On Sundays, the orphans children rode a school bus into town and were permitted to wander around for one hour. They each received an allowance of 40 cents per week, and were able to spend their money as the wanted. My father told me, "you know, you could get an ice cream cone or whatever." I can only imagine how much that time meant to them. Can you imagine, 40 cents and 1 hour of free time? It's definitely a strict life and I wish that kids today would have such an experience.
When I think about the over abundance children today receive compared to what children received back then...it is no wonder this generation feels entitled to everything! It's really astounding when you really think about it! Older generations are more thrifty and conservative...they save everything and make the most of everything they have. It's the more recent generations that have dumped every possession they have into the landfills because they were just bored with it, or it wasn't the right color, or they just deserved a new one. As I write this, I am incredibly humbled and ashamed. Even now, I am learning from my Dad.
My Dad did not like living at the orphanage at all. He said he felt very lonely. It was hard work, but it was honest work, and they were compensated for their labor with a roof over their head, food, an allowance and an education. He never said he was mistreated there, just that he did not like it...and I can undertand! My father was there for about three or four months before his Grandmother sent him money for a train ticket back to Pittsburgh. He took his money and ran away! He did not tell anyone he was leaving! He stole away to the train station, and for $5.24 he bought a one way ticket to Pittsburgh. re-creation--not actual ticket
From the train station in Pittsburgh, he proceeded to take a street car (trolley) the rest of the way home. The street car cost 10 cents to ride, and you paid when you got off. All my father had left in his pocket was a penny! But here's the best part...it was an old silver penny! He was hoping to pass off the silver penny as a dime because that's all he had! When the street car stopped, he put the silver penny in the machine and ran like the wind! He doesn't know if it worked, and he didn't stick around to find out. He just laughs when he tells this story, and I love it!
Anyhow, the orphanage did call the next day to say that he was gone. His Grandmother informed them he would not be coming back. My father told me they didn't have a phone until he was 17 years old, so I am assuming the call must have been made to his uncle's home.
At this time, my father went back to school and life continued on as usual. Living on welfare, my Dad's grandmother received only $30 dollars a month to live on.

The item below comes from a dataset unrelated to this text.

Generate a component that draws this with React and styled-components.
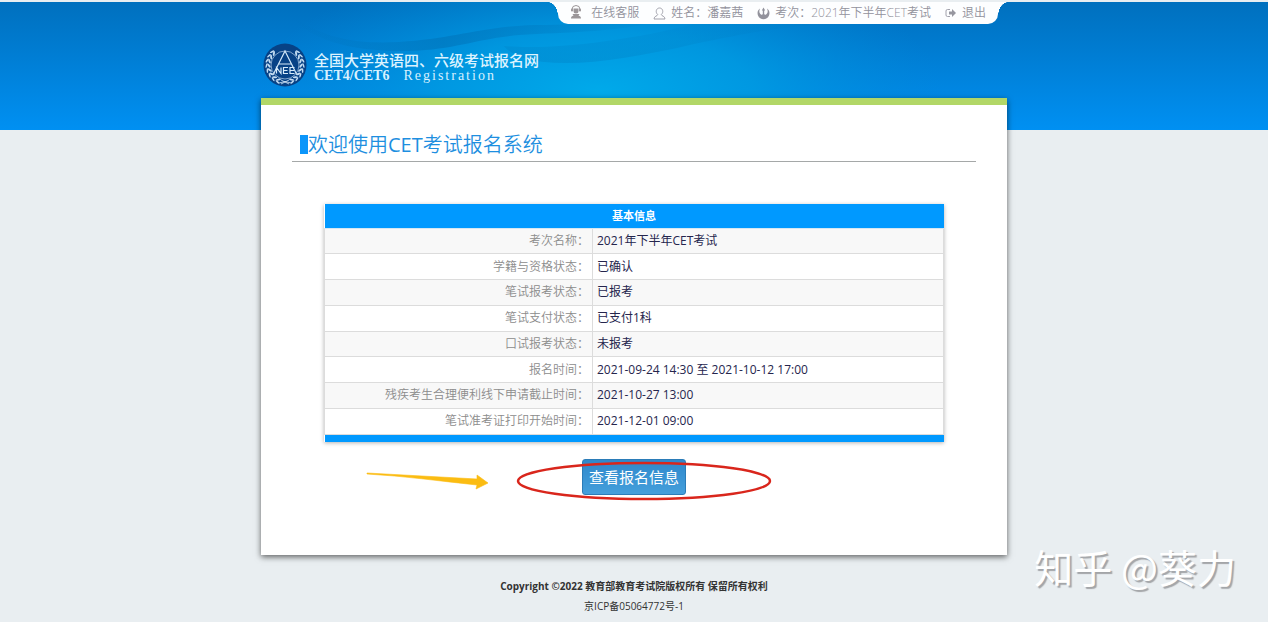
import React from 'react';
import styled, { createGlobalStyle } from 'styled-components';

const GlobalStyle = createGlobalStyle`
	* { box-sizing: border-box; }

	body {
		margin: 0;
		background-color: #e9eef1;
		font-family: 'Open Sans', 'Noto Sans CJK SC', sans-serif;
		font-size: 12px;
		color: #333;
	}
`;

const Page = styled.div`
	position: relative;
	min-height: 100vh;
	overflow: hidden;
	background: linear-gradient(#0070be, #0090f2) 0 2px / 100% 128px no-repeat;
`;

const Backdrop = styled.svg`
	position: absolute;
	top: 2px;
	left: 50%;
	width: 760px;
	height: 128px;
	margin-left: -380px;
`;

const Container = styled.div`
	position: relative;
	width: 100%;
	max-width: 746px;
	margin: 0 auto;
`;

const Header = styled.header`
	display: flex;
	flex-direction: column;
	height: 98px;
	padding-top: 2px;
`;

const UserBar = styled.nav`
	position: relative;
	display: flex;
	align-items: center;
	align-self: flex-end;
	gap: 14px;
	height: 22px;
	margin-right: 9px;
	padding: 0 12px;
	border-radius: 0 0 10px 10px;
	background-color: #fdfeff;
	color: #92929c;
	font-weight: 350;
	white-space: nowrap;

	&::before,
	&::after {
		content: '';
		position: absolute;
		top: 0;
		width: 10px;
		height: 14px;
	}

	&::before {
		right: 100%;
		background: radial-gradient(ellipse 10px 14px at 0 100%, transparent 97%, #fdfeff);
	}

	&::after {
		left: 100%;
		background: radial-gradient(ellipse 10px 14px at 100% 100%, transparent 97%, #fdfeff);
	}
`;

const BarItem = styled.span`
	display: flex;
	align-items: center;
	gap: ${(props) => props.$gap || 5}px;
	color: inherit;
	line-height: 20px;
	text-decoration: none;
`;

const Brand = styled.a`
	display: flex;
	align-items: center;
	gap: 7px;
	margin-top: 19px;
	padding-left: 2px;
	color: #fff;
	text-decoration: none;
`;

const BrandName = styled.div`
	padding-top: 3px;
	font-family: 'Noto Sans CJK SC', sans-serif;
	font-size: 15px;
	font-weight: 500;
	line-height: 18px;
	color: #dcf3ff;
`;

const BrandSub = styled.div`
	display: flex;
	gap: 14px;
	font-family: 'Liberation Serif', serif;
	font-size: 14px;
	line-height: 14px;
	color: #d8f1ff;
`;

const BrandLatin = styled.span`
	letter-spacing: ${(props) => (props.$wide ? '2px' : 'normal')};
	font-weight: ${(props) => (props.$wide ? 400 : 700)};
`;

const Card = styled.main`
	padding: 25px 31px 60px;
	border-top: 7px solid #b2d767;
	background-color: #fff;
	box-shadow: 0 2px 6px rgba(0, 0, 0, 0.6);
`;

const Title = styled.h1`
	display: flex;
	align-items: center;
	margin: 0;
	padding: 0 0 2px 8px;
	border-bottom: 1px solid #a5a8a8;
	color: #1e8fe0;
	font-size: 20px;
	font-weight: 350;
	line-height: 29px;

	&::before {
		content: '';
		width: 8px;
		height: 19px;
		background-color: #0c96fa;
	}
`;

const Latin = styled.span`
	font-weight: 400;
`;

const Info = styled.div`
	margin: 42px 32px 0;
	box-shadow: 0 1px 4px rgba(0, 0, 0, 0.3);
`;

const InfoTable = styled.table`
	width: 100%;
	height: 238px;
	border-collapse: collapse;
	table-layout: fixed;
`;

const LabelColumn = styled.col`
	width: 268px;
`;

const InfoHead = styled.th`
	height: 24px;
	padding: 0;
	border-bottom: 1px solid #d5e7f3;
	background-color: #0099ff;
	color: #fff;
	font-size: 11px;
	line-height: 22px;
`;

const InfoRow = styled.tr`
	background-color: #fff;

	&:nth-child(odd) {
		background-color: #f8f8f8;
	}
`;

const InfoLabel = styled.th`
	padding: 0 3px 0 0;
	border: 1px solid #dcdcdc;
	color: #8c8c8c;
	font-weight: 350;
	line-height: 20px;
	text-align: right;
`;

const InfoValue = styled.td`
	padding: 0 4px;
	border: 1px solid #dcdcdc;
	color: #25254d;
	line-height: 20px;
`;

const InfoFoot = styled.td`
	height: 8px;
	padding: 0;
	background-color: #0099ff;
`;

const Actions = styled.div`
	position: relative;
	display: flex;
	justify-content: center;
	margin-top: 17px;
`;

const Button = styled.button`
	height: 36px;
	padding: 0 6px;
	border: 1px solid #2b7cb8;
	border-radius: 3px;
	background: linear-gradient(#2f88cc, #449fdb);
	color: #fff;
	font-family: inherit;
	font-size: 15px;
	line-height: 20px;
	cursor: pointer;
`;

const Marks = styled.svg`
	position: absolute;
	top: 0;
	left: 50%;
	margin-left: -271px;
	pointer-events: none;
`;

const Footer = styled.footer`
	margin-top: 21px;
	font-size: 10px;
	line-height: 20px;
	text-align: center;
`;

const Watermark = styled.div`
	position: absolute;
	right: 32px;
	bottom: 28px;
	color: #fff;
	font-family: 'Noto Sans CJK SC', sans-serif;
	font-size: 39px;
	line-height: 56px;
	text-shadow: 2px 2px 1px #a3a5a8;
	pointer-events: none;
`;

const rows = [
	['考次名称：', '2021年下半年CET考试'],
	['学籍与资格状态：', '已确认'],
	['笔试报考状态：', '已报考'],
	['笔试支付状态：', '已支付1科'],
	['口试报考状态：', '未报考'],
	['报名时间：', '2021-09-24 14:30 至 2021-10-12 17:00'],
	['残疾考生合理便利线下申请截止时间：', '2021-10-27 13:00'],
	['笔试准考证打印开始时间：', '2021-12-01 09:00']
];

function ServiceIcon() {
	return (
		<svg width="12" height="16" viewBox="0 0 12 16" fill="#9b9699">
			<path d="M2 4.500a4 4 0 0 1 8 0" fill="none" stroke="#9b9699" />
			<rect x="1" y="3.500" width="2" height="3" rx="1" />
			<rect x="9" y="3.500" width="2" height="3" rx="1" />
			<path d="M3.500 3.500h5V6a2.500 2.500 0 0 1-5 0z" />
			<path d="M1 13.500c0-2 1-2.500 2.500-3L2.500 9h7l-1 1.500c1.500.5 2.500 1 2.500 3z" />
		</svg>
	);
}

function UserIcon() {
	return (
		<svg width="13" height="13" viewBox="0 0 13 13" fill="none" stroke="#a2a2ac">
			<path d="M4.700 7.500C2.200 5.500 3 1 6.500 1s4.300 4.500 1.800 6.500c0 1.600 3.700 1.400 3.700 4.500H1c0-3.100 3.700-2.900 3.700-4.500z" />
		</svg>
	);
}

function ExamIcon() {
	return (
		<svg width="13" height="13" viewBox="0 0 13 13">
			<path d="M3 1.500C.6 3 0 6 1 8.500 2 11 4.200 12.300 6.500 12.300S11 11 12 8.500c1-2.500.4-5.500-2-7 1.100 2.300.9 4.800-.9 6-.9.500-1.600.2-1.900-.5V3.500h1L6.500.5l-1.700 3h1V7c-.3.700-1 1-1.900.5C2.100 6.300 1.900 3.800 3 1.500z" fill="#92929c" />
		</svg>
	);
}

function ExitIcon() {
	return (
		<svg width="12" height="12" viewBox="0 0 12 12" fill="none" stroke="#a2a2ac">
			<path d="M5 2.500H2.500a1.500 1.500 0 0 0-1.500 1.500v4a1.500 1.500 0 0 0 1.500 1.500H5" />
			<path d="M4 4.500h3V2l4 4-4 4V7.500H4z" fill="#96969f" stroke="none" />
		</svg>
	);
}

function Emblem() {
	const leaves = [];

	for (let i = 0; i < 8; i++) {
		const angle = 24 + i * 16;
		leaves.push(
			<g key={i} transform={`rotate(${angle} 22 22)`}>
				<ellipse cx="22" cy="38" rx="2.500" ry="1" transform="rotate(-35 22 38)" />
				<ellipse cx="22" cy="40.500" rx="2.400" ry=".8" transform="rotate(18 22 40.500)" />
			</g>
		);
	}

	return (
		<svg width="44" height="44" viewBox="0 0 44 44">
			<circle cx="22" cy="22" r="21.500" fill="#074286" />
			<g fill="#c3dcf2">
				{leaves}
				<g transform="matrix(-1 0 0 1 44 0)">{leaves}</g>
			</g>
			<g fill="none" stroke="#d5eafa">
				<circle cx="22" cy="22" r="14" strokeWidth=".6" />
				<path d="M16 40q6-3 12 0M18 37l8 4m0-4l-8 4" strokeWidth=".8" />
				<path d="M10.500 31L22 8l11.500 23M16 21h12" strokeWidth="1.200" />
				<path d="M13.500 30.500V24.500l4.500 6v-6M25 24.500h-4.500v6H25m-4.500-3h4M31.500 24.500H27v6h4.500M27 27.500h4" strokeWidth="1.200" />
			</g>
		</svg>
	);
}

function HeaderBackdrop() {
	return (
		<Backdrop viewBox="0 0 760 128" preserveAspectRatio="none" aria-hidden="true">
			<defs>
				<radialGradient id="glow" gradientUnits="userSpaceOnUse" cx="0" cy="0" r="1" gradientTransform="translate(345 90) scale(345 135)">
					<stop offset="0" stopColor="#00aaea" />
					<stop offset=".45" stopColor="#009de2" stopOpacity=".8" />
					<stop offset="1" stopColor="#008ad8" stopOpacity="0" />
				</radialGradient>
				<linearGradient id="fold" x1="0" x2="1">
					<stop offset="0" stopColor="#006fb4" stopOpacity="0" />
					<stop offset=".4" stopColor="#006fb4" stopOpacity=".5" />
					<stop offset="1" stopColor="#006fb4" stopOpacity="0" />
				</linearGradient>
				<linearGradient id="shade" x1="0" y1="0" x2="0" y2="1">
					<stop offset="0" stopColor="#0078bc" stopOpacity=".1" />
					<stop offset="1" stopColor="#0078bc" stopOpacity=".3" />
				</linearGradient>
			</defs>
			<rect width="760" height="128" fill="url(#glow)" />
			<path d="M35 12c35 26 70 30 110 28 55-3 80-15 135-17 60 0 100-4 140-8-50 16-110 15-155 18-45 4-60 14-110 16-55 1-100-10-120-37z" fill="url(#fold)" />
			<path d="M250 44c45 4 120-4 190-22h140c-60 3-90 10-140 20-60 14-110 22-150 18-20-2-35-9-40-16z" fill="url(#shade)" />
		</Backdrop>
	);
}

function App() {
	return (
		<>
			<GlobalStyle />
			<Page>
				<HeaderBackdrop />
				<Container>
					<Header>
						<UserBar>
							<BarItem as="a" href="#service" $gap={9}><ServiceIcon />在线客服</BarItem>
							<BarItem><UserIcon />姓名：潘嘉茜</BarItem>
							<BarItem><ExamIcon />考次：2021年下半年CET考试</BarItem>
							<BarItem as="a" href="#logout"><ExitIcon />退出</BarItem>
						</UserBar>
						<Brand href="#home">
							<Emblem />
							<div>
								<BrandName>全国大学英语四、六级考试报名网</BrandName>
								<BrandSub>
									<BrandLatin>CET4/CET6</BrandLatin>
									<BrandLatin $wide>Registration</BrandLatin>
								</BrandSub>
							</div>
						</Brand>
					</Header>
					<Card>
						<Title>欢迎使用<Latin>CET</Latin>考试报名系统</Title>
						<Info>
							<InfoTable>
								<colgroup>
									<LabelColumn />
									<col />
								</colgroup>
								<thead>
									<tr><InfoHead colSpan="2">基本信息</InfoHead></tr>
								</thead>
								<tbody>
									{rows.map(([label, value]) => (
										<InfoRow key={label}>
											<InfoLabel scope="row">{label}</InfoLabel>
											<InfoValue>{value}</InfoValue>
										</InfoRow>
									))}
								</tbody>
								<tfoot>
									<tr><InfoFoot colSpan="2" /></tr>
								</tfoot>
							</InfoTable>
						</Info>
						<Actions>
							<Button type="button">查看报名信息</Button>
							<Marks width="410" height="44" viewBox="0 0 410 44" aria-hidden="true">
								<path d="M4 14l110 6v-4l11 8-12 6 1-4C76 22 41 17 4 15z" fill="#fbbc12" stroke="#fbbc12" strokeWidth=".6" />
								<ellipse cx="281" cy="22" rx="126" ry="18" fill="none" stroke="#d9261c" strokeWidth="2.500" />
							</Marks>
						</Actions>
					</Card>
					<Footer>
						<div><strong>Copyright ©2022 教育部教育考试院版权所有 保留所有权利</strong></div>
						<div>京ICP备05064772号-1</div>
					</Footer>
				</Container>
				<Watermark>知乎 @葵力</Watermark>
			</Page>
		</>
	);
}

export default App;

In my Dad words, "We had zero...nothing". He remembers going to the welfare office for his clothes. He would go up to the counter and they would hand him 2 pair of pants, 2 shirts and underwear. He describes the pants as something like "Dickies" work pants. I asked if he got shoes from them as well...he doesn't remember...but he assumed he did, because there wouldn't have been any other way for him to get shoes. His memories of the clothes are not good memories. He really despised those clothes! As he told me the other night, the clothes were "plain jane garbage". He said they were made of very cheap fabric and very poorly made. The pants and shirts were navy blue. He said he kinda feels like his clothes caused some of the problems he had in school with the other kids. He was very self conscious about his clothes while the other kids had "nice stuff like blue jeans". He said his clothes stuck out like a sore thumb! Now let me tell you, for my Dad to open up about feelings like this is astounding in itself. I am so glad that he shared being self conscious about his welfare clothes. It just makes me love him all the more. And to think when I was a teenager, I complained about not having expensive designer jeans such as Gloria Vanderbilt and Jordache! I had no idea of what it meant to have nothing!
As I write this, I'm getting choked up a little and tears are forming in my eyes. We grow up thinking our parents are this tough brick wall and cannot be crumbled...strong and sturdy...and they are...but we don't really think about who they were and what they felt like as a child...that they had hurts and wants as well.